Scheduling has also come along way from simply managing the “processor” resource. Adaptive Computing’s suite of tools recognize that resources can range from the typical static to the dynamic and from the traditional (compute) to the austere. Resources may not necessarily be physical entities that utilize power and floorspace: they may be hierarchical guidelines that are subsequently utilized to task mixtures of physical resources below.
Adaptive Computing’s enterprise customers are driven to increase service — often against fixed service level targets for job turnaround — while minimizing costs. Areas in which they are helping their customers minimize costs on the enterprise side is in the provision of storage and networking resources. “It is simply too expensive to over-provision resources to prevent contention,” Jackson says. Although they are seeing a growth in their enterprise business, their software is still very much a part of high end HPC. Happily for our community, Adaptive Computing is in a position to cross-pollinate ideas for managing large scale resources between the enterprise and HPC communities. Moab Adaptive HPC Suite and Moab Cluster Suite are used on 12 of the top 20 systems in the Top500, including both Roadrunner and Jaguar, the current number one and two systems on that list.

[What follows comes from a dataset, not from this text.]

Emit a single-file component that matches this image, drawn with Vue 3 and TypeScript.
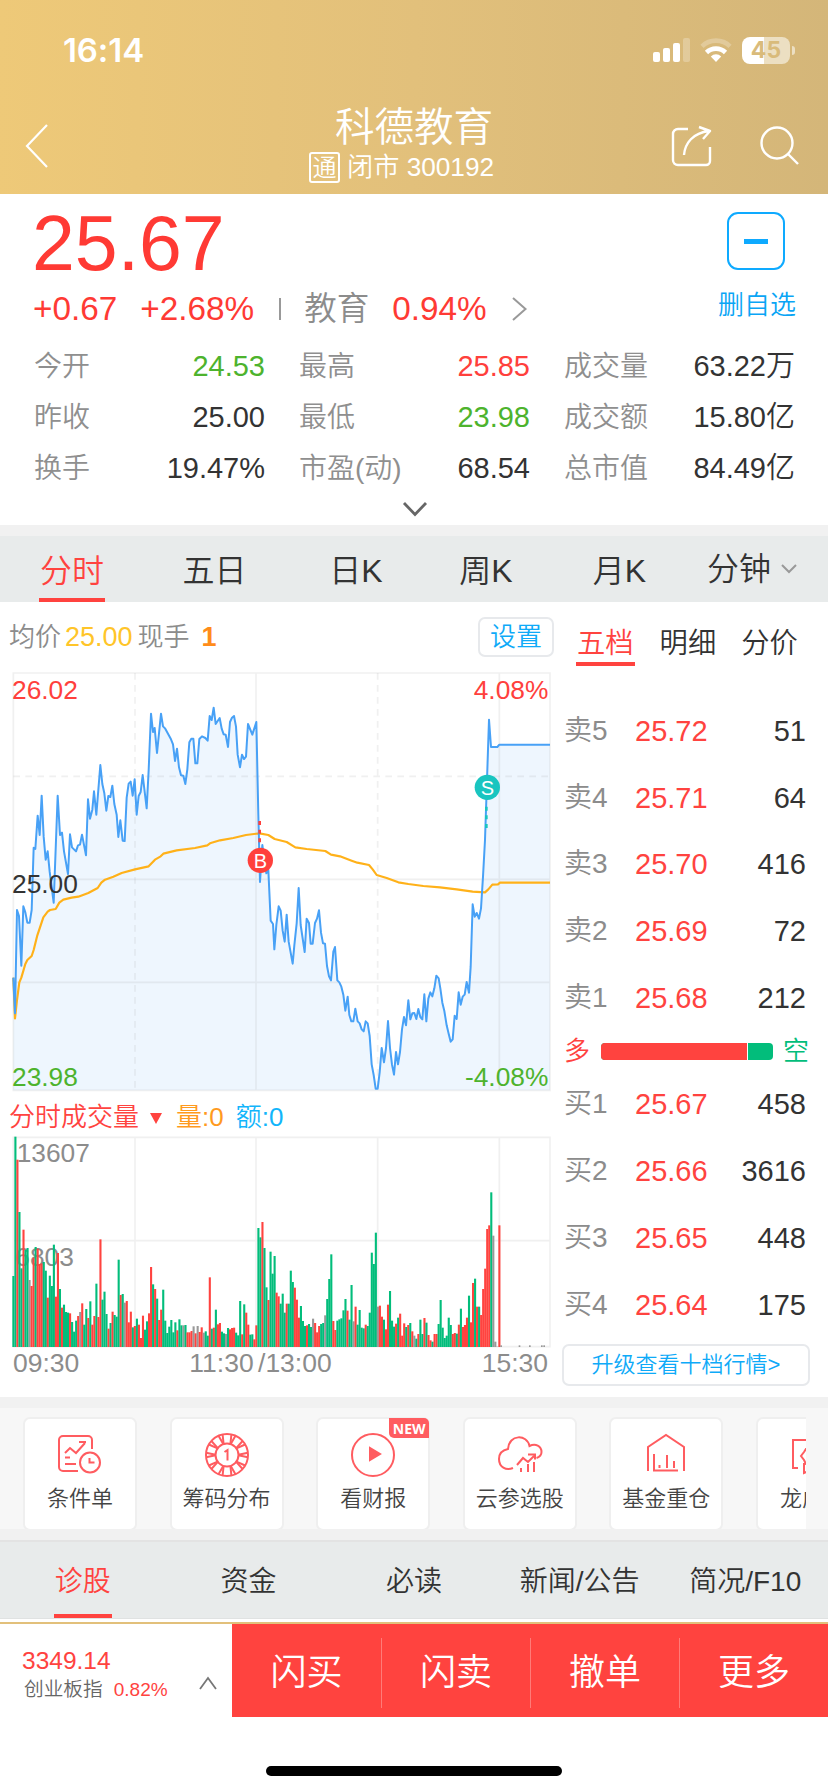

As an example of how the company integrates the operational requirements of a specific workload with knowledge of the computational environment, consider that the Moab Adaptive Computing Suite can monitor availability of network and storage resources, and migrate work to areas of the datacenter with excess capacity. Doing this means being able to anticipate before run time what network and storage resources a specific job will require. User estimates might be available, but they are notoriously inaccurate. Adaptive Computing’s software monitors jobs over time as they execute, developing a catalogue of resource requirements that it uses to make better decisions the next time the same job is submitted. It might then use this information to stage a job on a pool of resources connected to particularly fast storage, for example, or provision a dedicated VLAN for a certain job to improve performance in execution.
Power and cooling are other quantities that the resource management suite should be aware of, either scheduling (in the case of new jobs) or actively migrating (with the support of virtualization) portions of the workload to parts of the datacenter that are cooler or have more power available. Adaptive Computing’s software today will dynamically provision the operating system with the application, and can also set up virtual machines (and Linux containers, and so on) to make sure the compute environment is suited to the task. And with the turbo feature on Nehalems, one can envision putting a job into an area of the datacenter with excess power while dynamically changing how the processor satisfies the workload. Power draw, cooling load, and other environmental quantities can also be tracked as part of the resource set that Adaptive Computing’s software watches over time.
Today this information is gathered passively: when a user submits a job, Moab catalogues all of the information about it that it has available, and will use that data to make scheduling and placement decisions in the future. A more active learning approach is planned for the future in which idle cycles could be used to proactively fill out the parameter space to generate a more complete understanding of the operational environment of a workload.
All of this is an integral part of managing enterprise workloads in working datacenters, and Jackson says that it is coming to HPC. In fact, as we talk to HPC’s biggest thinkers about the shift in computing management inherent in the move to exascale, we hear a lot of the same topics mentioned. The key to good performance at this scale is going to be enabling users to match their compute environment — whether it’s a particular kind of accelerator or processor, or the use of a flash array — to the needs of the job in a way that delivers acceptable performance within a specified power and cooling envelope. Datacenter managers might even choose to delay certain kinds of work until off-peak hours to minimize costs, or dynamically adjust the number of processors turned on in a cluster based on the priority of work sitting in the queues. All of this requires deep integration among the formerly very separate systems that make up a datacenter.
Jackson says he envisions pushing the limits of his integrated management approach even further, adding active control over datacenter power distribution units and chillers to the current capability to passively monitor those items, and in so doing bring total control of the compute environment — the “bits to buildings” that Horst Simon talks about — to a single management interface. This will be a long time coming to broad use: datacenters are still retrofitting for sensors, and it will take quite a bit of time and expense to move all the way to centralized, active control networks for the power and cooling distribution systems. But in the enterprise, where the motivation is the bottom line, and in apex computing centers, these capabilities will show up just as soon as they provide benefits people are willing to pay for. “We are totally focused on manipulating the workload and the total computational environment to enable our customers (the datacenters) to deliver better service levels to users.”
This kind of integrated approach to workload management isn’t widely practiced in HPC today because we have typically only had to manage a single constraint — turnaround time. As our community starts to look for prior art on which to base its exascale dreams, however, it seems that much of the toolset that Adaptive Computing has already built out will be of interest.